La tentación imposible de Sánchez
El cuerpo le pediría montar una cortina de humo con una campañita contra la Corona, pero es mucho toro para un presidente tan extremadamente débil
El 4 de julio de 2020, Sánchez, que nos había encerrado inconstitucionalmente y okupado la televisión de sol a sol, giró de repente. En un mitin a las puertas de las elecciones gallegas decidió vender triunfalismo. Dio la epidemia por «controlada» y animó a «disfrutar de la nueva normalidad». Se estaba precipitando. Ese mismo día fue confinada Lérida y la covid todavía repuntaría con varias oleadas mortíferas. Aún hoy desconocemos la cifra real de muertos, una de las muchas ignominias que la pastueña sociedad española ha tolerado.
En el verano de 2020, Sánchez no estaba, por tanto, saliendo airoso del envite de la covid. Necesitaba una cortina de humo, que se hablase de otro tema. Eligió al Rey Juan Carlos. El Gobierno lo señaló y ordenó a sus televisiones ponerlo en la diana cada día. Resultó toda una exhibición de fuerza de Sánchez, porque el 4 de agosto de 2020 el viejo Rey abandonaba España, en lo que era una pena de destierro en todo menos el nombre.
Ahora Sánchez inicia el año sumido de nuevo en el agobio, con la pasarela de los tribunales y con los presupuestos en el alambre. Si dejan hacer su trabajo a la Guardia Civil y se abren de una vez los dispositivos de Aldama, Koldo y Ábalos, su situación puede volverse casi insostenible. Necesita de nuevo una cortina de humo para distraer al público. Dada su naturaleza, no sería descabellado que sopesase una campañita de distracción a costa de la Corona, institución que le desagrada de manera instintiva, por una sencilla razón psicológica: su híper ego no soporta que exista una figura superior a él jerárquicamente y con mucho mayor predicamento.
Almudena Martínez-Fornés confirmó ayer aquí en una excelente crónica lo que ya se susurraba. Tras los incidentes de Paiporta del 3 de noviembre, Sánchez se encaró con el Rey en una estancia del Centro de Emergencias de Valencia. Le reprochó haberse quedado cuando los vecinos se soliviantaron y el tono de la conversación se caldeó. En paralelo, en aquellos días la Moncloa se dedicó a trasladar a los medios que la Corona se había equivocado visitando Valencia. Desde entonces, el presidente no ha vuelto por allí —aunque ha estado en Bakú, Río, Rabat, Bruselas y esquiando en Cerler—, mientras que los Reyes han repetido sus visitas con normalidad y éxito.

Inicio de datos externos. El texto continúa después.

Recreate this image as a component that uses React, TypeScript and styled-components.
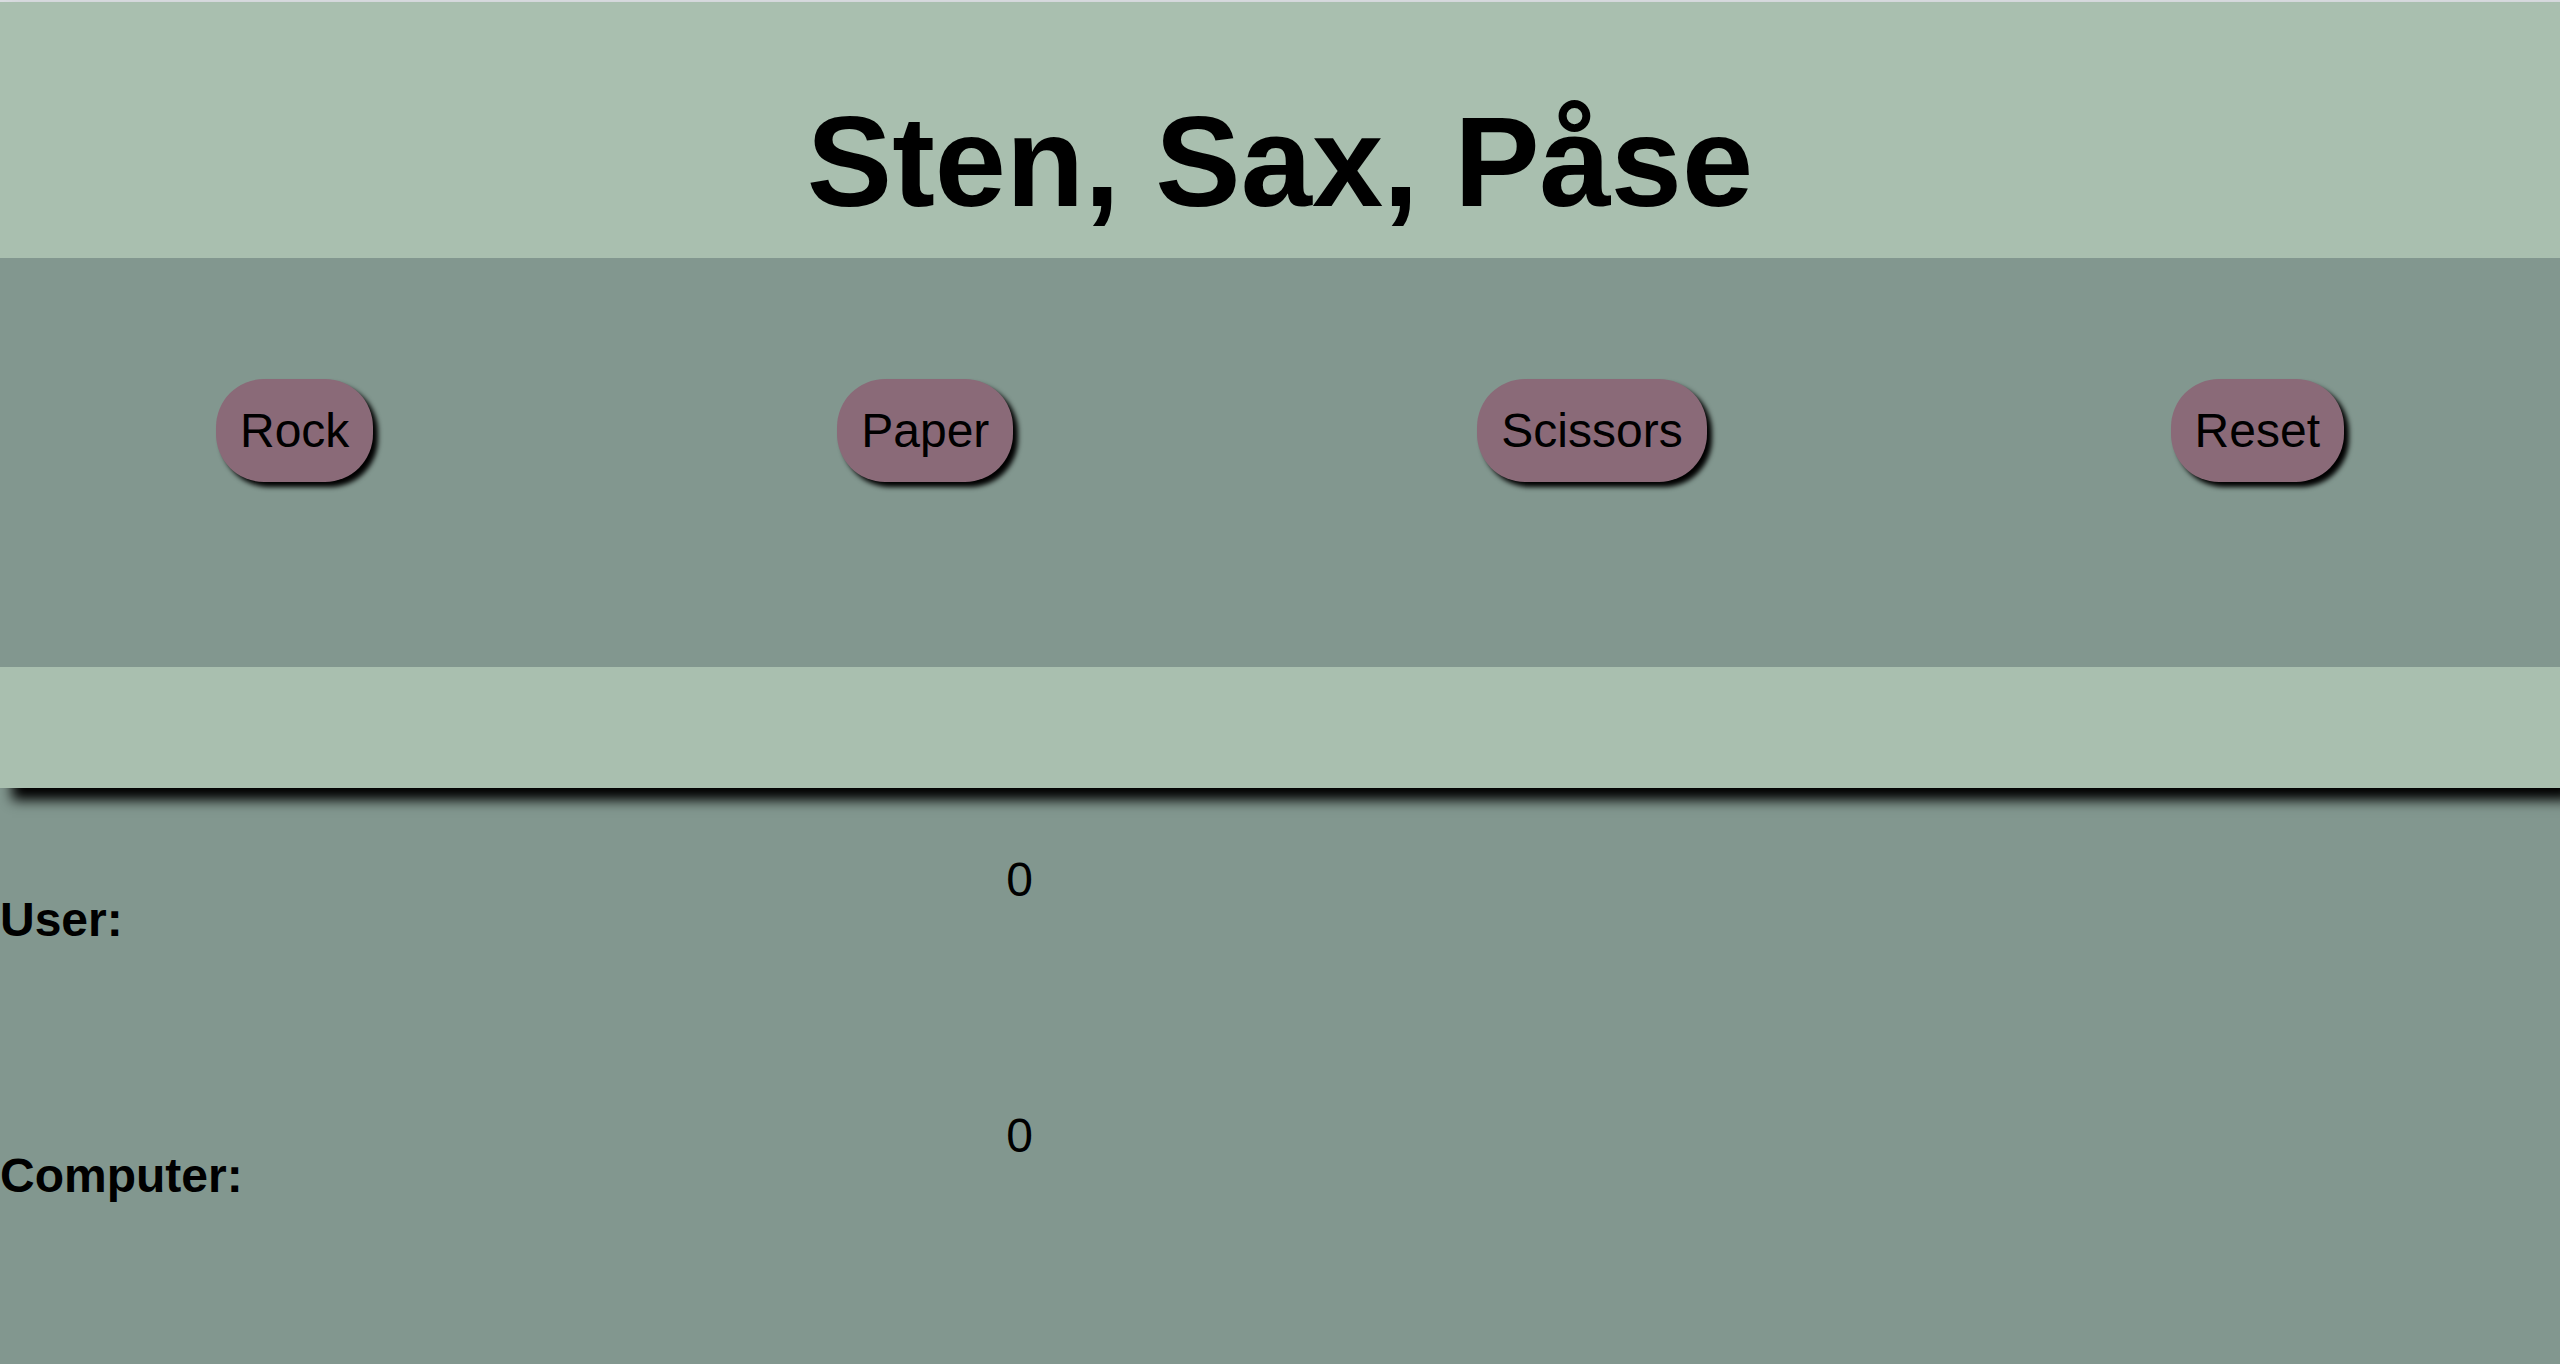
import { useState } from "react";
import styled, { createGlobalStyle } from "styled-components";

const GlobalStyle = createGlobalStyle`
  body {
    margin: 0;
    background: #82978f;
    color: #000;
    font-family: "Liberation Sans", Arial, sans-serif;
    font-size: 48px;
    line-height: 55px;
  }
`;

const Page = styled.div`
  min-height: 100vh;
  box-sizing: border-box;
  border-top: 2px solid #d9dce0;
`;

const Board = styled.header`
  background: #a9bfaf;
  padding: 86px 0 121px;
  box-shadow: 12px 12px 12px #000;
`;

const Title = styled.h1`
  margin: 0 0 22px;
  font-size: 128px;
  line-height: 148px;
  text-align: center;
`;

const Controls = styled.nav`
  display: flex;
  flex-wrap: wrap;
  justify-content: space-around;
  gap: 32px;
  padding: 121px 0 185px;
  background: #82978f;
`;

const GameButton = styled.button`
  padding: 24px;
  border: 0;
  border-radius: 48px;
  background: #8a6a78;
  color: inherit;
  font: inherit;
  box-shadow: 5px 5px 5px #000;
  cursor: pointer;
`;

const Scores = styled.dl`
  display: grid;
  grid-template-columns: repeat(3, auto);
  row-gap: 121px;
  margin: 0;
  padding-top: 64px;
`;

const Player = styled.dt`
  grid-column: 1;
  padding: 40px 0;
  font-weight: bold;
`;

const Points = styled.dd`
  grid-column: 2;
  margin: 0;
`;

const moves = ["Rock", "Paper", "Scissors"];

export default function App() {
  const [score, setScore] = useState({ user: 0, computer: 0 });

  const play = (move: number) => {
    const reply = Math.floor(Math.random() * moves.length);
    const result = (move - reply + moves.length) % moves.length;
    if (result === 1) setScore((s) => ({ ...s, user: s.user + 1 }));
    if (result === 2) setScore((s) => ({ ...s, computer: s.computer + 1 }));
  };

  return (
    <Page>
      <GlobalStyle />
      <Board>
        <Title>Sten, Sax, Påse</Title>
        <Controls>
          {moves.map((name, index) => (
            <GameButton key={name} type="button" onClick={() => play(index)}>
              {name}
            </GameButton>
          ))}
          <GameButton type="button" onClick={() => setScore({ user: 0, computer: 0 })}>
            Reset
          </GameButton>
        </Controls>
      </Board>
      <main>
        <Scores>
          <Player>User:</Player>
          <Points>{score.user}</Points>
          <Player>Computer:</Player>
          <Points>{score.computer}</Points>
        </Scores>
      </main>
    </Page>
  );
}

Sánchez ha sido de largo el presidente que peor ha tratado al jefe del Estado. Le ha rebajado su agenda internacional. Le ha retirado en ocasiones al ministro de acompañamiento. Ha incurrido en gestos groseros, como llegar tarde o saltarse el protocolo. Utilizó al Rey en su paripé de los cinco días de meditación. Ni siquiera lo informó previamente de la cesión sobre el Sáhara, incumpliendo así su deber constitucional. Por último, ha impuesto al monarca dos duros trágalas, los indultos y la amnistía, antitéticos con el discurso del Rey de 2017, hasta ahora el más importante de su reinado.
A una persona de la psique de Sánchez le chiflaría una república con él acumulando el poder supremo. Si un día el PSOE virase y se situase contra la monarquía, el futuro de la misma se vería harto comprometido. Pero resulta casi imposible que Sánchez, a pesar de sus patentes gustos autocráticos, dé ese paso. Es un presidente peso pluma, que no se atreve ya ni a pisar un bar. Carece de fuerzas para una aventura así, y más frente a una institución que lo triplica en popularidad.
Así que en este 2025 continuará, sin pasar a mayores, el desagradable juego que venimos observando. Sánchez le hará algunas puñetitas al Rey, y Felipe VI, que es más largo de lo que pueda parecer, se hará el longuis, sabedor de que (todavía) estamos en una democracia y de que la anomalía que hoy pernocta en la Moncloa tiene fecha de caducidad.
Si no fuese así, habríamos aterrizado directamente en Venezuela.